#### What to work on
Figure out how many lines of the material below contain the word "that". Answer with the number only.

#### Records

* Start *

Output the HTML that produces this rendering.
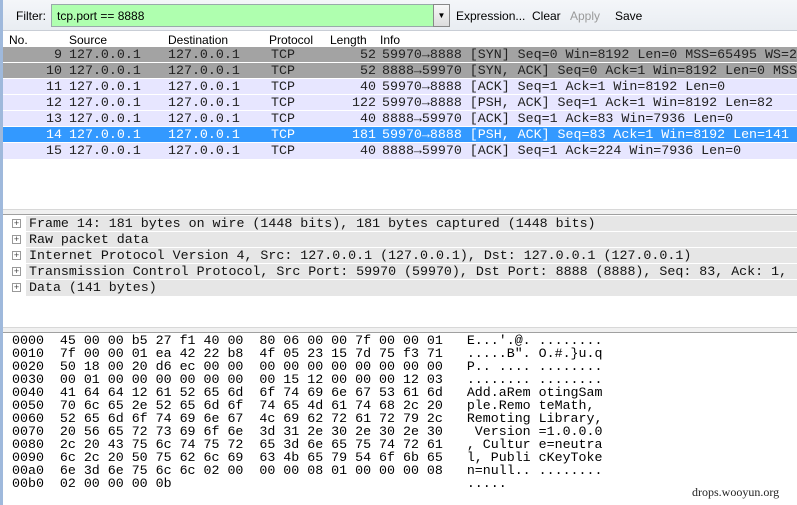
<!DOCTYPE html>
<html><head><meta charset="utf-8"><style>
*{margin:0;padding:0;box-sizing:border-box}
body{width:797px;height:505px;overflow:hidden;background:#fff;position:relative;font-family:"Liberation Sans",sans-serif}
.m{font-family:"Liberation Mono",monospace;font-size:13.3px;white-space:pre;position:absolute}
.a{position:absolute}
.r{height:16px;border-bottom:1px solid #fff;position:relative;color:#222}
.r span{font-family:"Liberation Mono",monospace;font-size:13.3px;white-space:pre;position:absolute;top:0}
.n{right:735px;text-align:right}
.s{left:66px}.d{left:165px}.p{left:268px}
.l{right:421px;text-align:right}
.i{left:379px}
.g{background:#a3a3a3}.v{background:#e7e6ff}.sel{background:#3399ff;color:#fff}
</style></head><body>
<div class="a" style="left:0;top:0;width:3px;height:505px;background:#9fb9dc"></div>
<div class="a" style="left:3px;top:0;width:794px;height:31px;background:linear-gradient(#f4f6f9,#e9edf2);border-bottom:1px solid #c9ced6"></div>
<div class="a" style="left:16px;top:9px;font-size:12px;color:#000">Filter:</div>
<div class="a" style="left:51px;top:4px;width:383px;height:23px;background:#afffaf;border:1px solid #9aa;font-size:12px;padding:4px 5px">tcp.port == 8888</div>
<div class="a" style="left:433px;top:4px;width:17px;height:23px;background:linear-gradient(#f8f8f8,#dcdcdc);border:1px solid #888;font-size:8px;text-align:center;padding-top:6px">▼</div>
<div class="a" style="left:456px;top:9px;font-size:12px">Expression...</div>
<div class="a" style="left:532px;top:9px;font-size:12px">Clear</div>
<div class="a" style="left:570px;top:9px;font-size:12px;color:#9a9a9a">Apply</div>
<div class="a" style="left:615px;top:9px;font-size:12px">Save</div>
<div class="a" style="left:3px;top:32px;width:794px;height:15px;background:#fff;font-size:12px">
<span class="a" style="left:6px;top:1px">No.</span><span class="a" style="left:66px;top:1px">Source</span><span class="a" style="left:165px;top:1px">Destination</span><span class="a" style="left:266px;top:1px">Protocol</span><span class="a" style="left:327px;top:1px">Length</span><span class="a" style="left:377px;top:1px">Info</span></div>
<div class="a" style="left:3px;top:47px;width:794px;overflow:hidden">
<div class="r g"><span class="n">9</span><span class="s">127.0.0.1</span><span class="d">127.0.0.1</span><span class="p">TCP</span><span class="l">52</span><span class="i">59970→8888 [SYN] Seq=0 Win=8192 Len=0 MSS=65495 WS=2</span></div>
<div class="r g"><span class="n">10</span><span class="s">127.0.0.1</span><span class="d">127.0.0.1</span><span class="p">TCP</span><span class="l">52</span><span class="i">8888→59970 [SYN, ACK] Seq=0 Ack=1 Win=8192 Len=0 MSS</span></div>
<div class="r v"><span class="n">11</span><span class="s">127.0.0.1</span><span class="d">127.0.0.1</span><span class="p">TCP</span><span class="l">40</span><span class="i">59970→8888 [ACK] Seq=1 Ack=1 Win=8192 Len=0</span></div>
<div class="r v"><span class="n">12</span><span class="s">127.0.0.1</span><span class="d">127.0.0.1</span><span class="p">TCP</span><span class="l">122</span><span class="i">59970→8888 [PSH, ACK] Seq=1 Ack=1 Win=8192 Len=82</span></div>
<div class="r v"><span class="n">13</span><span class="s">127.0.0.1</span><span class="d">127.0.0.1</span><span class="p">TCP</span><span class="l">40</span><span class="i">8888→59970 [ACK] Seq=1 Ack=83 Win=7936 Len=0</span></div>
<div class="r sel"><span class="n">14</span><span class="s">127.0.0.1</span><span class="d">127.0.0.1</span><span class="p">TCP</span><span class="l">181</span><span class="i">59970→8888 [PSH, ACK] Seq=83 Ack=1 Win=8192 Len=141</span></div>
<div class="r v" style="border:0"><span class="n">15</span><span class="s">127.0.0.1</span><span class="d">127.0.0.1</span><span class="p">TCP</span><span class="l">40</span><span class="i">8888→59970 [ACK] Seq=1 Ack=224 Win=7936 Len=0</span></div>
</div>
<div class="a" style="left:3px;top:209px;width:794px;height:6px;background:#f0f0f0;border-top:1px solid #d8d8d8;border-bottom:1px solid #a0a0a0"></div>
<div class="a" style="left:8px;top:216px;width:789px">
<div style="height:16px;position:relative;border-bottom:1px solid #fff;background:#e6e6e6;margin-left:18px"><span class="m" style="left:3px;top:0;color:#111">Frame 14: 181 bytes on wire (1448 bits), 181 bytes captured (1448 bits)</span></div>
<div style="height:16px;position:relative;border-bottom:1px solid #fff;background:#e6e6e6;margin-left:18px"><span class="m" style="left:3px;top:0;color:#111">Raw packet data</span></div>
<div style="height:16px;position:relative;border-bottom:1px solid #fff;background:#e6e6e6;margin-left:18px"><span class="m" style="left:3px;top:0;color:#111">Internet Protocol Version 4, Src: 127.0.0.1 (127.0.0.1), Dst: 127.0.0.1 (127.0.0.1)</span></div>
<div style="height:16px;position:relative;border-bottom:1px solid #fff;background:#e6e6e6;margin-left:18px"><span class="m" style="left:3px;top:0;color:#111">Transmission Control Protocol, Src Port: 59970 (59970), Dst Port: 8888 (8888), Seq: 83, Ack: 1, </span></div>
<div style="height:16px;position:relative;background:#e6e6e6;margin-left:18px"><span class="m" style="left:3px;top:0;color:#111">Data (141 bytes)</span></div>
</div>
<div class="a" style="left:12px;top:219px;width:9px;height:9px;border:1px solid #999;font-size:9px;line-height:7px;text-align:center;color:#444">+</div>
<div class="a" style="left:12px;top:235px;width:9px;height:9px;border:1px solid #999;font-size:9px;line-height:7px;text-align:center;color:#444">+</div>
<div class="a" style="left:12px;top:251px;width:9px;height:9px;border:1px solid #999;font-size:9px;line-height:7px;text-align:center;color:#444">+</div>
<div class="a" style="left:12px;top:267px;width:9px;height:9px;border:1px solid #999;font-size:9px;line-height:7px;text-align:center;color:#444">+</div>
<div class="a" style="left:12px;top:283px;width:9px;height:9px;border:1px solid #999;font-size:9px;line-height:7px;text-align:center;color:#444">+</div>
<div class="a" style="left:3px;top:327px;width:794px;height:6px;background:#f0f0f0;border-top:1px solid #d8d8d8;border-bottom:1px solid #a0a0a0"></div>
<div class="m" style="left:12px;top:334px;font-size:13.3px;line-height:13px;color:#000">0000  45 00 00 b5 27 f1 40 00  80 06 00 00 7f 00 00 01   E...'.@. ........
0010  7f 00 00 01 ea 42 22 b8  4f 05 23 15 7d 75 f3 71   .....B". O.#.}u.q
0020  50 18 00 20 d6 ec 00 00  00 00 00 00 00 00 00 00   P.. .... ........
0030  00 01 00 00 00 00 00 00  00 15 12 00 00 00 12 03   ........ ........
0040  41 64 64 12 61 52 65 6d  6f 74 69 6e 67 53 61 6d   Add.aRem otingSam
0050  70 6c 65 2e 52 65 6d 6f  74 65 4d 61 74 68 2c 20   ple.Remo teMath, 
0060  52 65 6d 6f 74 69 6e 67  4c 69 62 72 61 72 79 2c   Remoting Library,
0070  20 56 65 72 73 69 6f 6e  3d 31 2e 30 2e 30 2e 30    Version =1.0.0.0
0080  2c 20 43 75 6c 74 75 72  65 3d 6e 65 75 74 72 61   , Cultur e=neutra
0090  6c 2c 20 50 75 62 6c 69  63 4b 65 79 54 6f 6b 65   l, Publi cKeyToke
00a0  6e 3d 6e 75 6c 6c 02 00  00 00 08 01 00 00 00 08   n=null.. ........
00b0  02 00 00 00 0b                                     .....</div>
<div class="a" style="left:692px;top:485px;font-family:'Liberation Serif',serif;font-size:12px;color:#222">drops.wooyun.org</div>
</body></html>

* End *
* Start *

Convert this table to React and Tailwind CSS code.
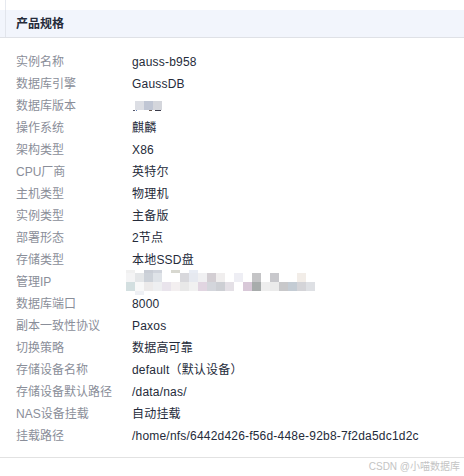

* End *
* Start *

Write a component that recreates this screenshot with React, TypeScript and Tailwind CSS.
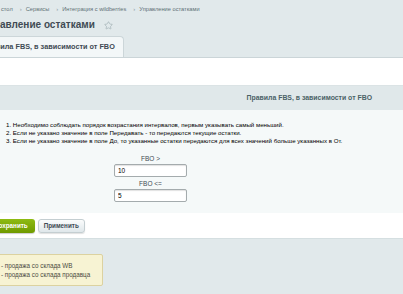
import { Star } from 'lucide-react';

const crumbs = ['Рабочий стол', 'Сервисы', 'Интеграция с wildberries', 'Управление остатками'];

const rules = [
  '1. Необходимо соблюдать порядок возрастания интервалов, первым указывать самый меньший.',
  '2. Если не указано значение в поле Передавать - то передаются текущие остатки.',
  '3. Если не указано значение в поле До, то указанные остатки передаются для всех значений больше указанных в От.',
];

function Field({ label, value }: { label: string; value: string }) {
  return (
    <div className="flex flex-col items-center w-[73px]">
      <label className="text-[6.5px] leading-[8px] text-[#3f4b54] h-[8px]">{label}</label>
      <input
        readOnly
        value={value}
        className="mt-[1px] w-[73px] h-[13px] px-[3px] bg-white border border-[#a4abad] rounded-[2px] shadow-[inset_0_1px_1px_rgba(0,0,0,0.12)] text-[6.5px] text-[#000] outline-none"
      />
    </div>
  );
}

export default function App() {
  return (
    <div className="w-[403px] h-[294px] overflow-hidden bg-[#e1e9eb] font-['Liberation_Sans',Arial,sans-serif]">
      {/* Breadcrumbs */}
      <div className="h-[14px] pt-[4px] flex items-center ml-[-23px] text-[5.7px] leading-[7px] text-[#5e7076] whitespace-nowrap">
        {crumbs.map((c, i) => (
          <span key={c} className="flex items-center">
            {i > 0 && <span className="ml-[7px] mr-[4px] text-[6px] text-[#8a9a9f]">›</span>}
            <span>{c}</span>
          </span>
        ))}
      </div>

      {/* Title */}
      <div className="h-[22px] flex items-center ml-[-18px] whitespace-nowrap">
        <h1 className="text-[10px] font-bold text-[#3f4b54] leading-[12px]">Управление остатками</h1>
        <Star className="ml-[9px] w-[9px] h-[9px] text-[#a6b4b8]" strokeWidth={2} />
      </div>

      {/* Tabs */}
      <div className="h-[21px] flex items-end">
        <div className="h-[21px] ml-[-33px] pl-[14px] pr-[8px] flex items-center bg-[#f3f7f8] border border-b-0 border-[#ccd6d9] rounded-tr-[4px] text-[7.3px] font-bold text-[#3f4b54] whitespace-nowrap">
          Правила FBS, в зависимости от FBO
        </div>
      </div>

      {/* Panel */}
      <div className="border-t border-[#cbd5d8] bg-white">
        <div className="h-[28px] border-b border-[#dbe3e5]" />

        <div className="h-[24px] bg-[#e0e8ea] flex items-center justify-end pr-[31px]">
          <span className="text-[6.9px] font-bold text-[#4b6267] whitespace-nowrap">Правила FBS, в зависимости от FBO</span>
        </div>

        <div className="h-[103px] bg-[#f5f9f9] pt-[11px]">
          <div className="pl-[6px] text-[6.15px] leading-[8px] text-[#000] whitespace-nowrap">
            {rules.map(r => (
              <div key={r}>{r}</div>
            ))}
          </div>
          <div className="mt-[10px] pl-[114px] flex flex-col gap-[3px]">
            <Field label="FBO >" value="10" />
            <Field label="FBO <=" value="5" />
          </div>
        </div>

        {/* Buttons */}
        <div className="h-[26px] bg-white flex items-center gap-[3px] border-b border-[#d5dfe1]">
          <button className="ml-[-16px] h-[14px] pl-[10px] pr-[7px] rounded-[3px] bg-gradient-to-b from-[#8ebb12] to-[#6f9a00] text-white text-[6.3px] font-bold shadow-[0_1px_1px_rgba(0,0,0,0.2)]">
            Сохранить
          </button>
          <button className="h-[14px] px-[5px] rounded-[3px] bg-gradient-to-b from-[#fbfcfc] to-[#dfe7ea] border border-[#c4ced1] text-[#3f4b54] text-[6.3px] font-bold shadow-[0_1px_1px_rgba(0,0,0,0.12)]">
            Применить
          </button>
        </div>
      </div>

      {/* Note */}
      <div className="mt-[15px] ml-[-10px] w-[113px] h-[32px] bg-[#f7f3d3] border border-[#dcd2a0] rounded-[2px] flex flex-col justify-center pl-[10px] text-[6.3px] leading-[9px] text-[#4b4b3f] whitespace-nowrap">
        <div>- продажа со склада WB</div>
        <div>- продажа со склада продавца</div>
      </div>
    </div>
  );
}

* End *

#### Full solution
2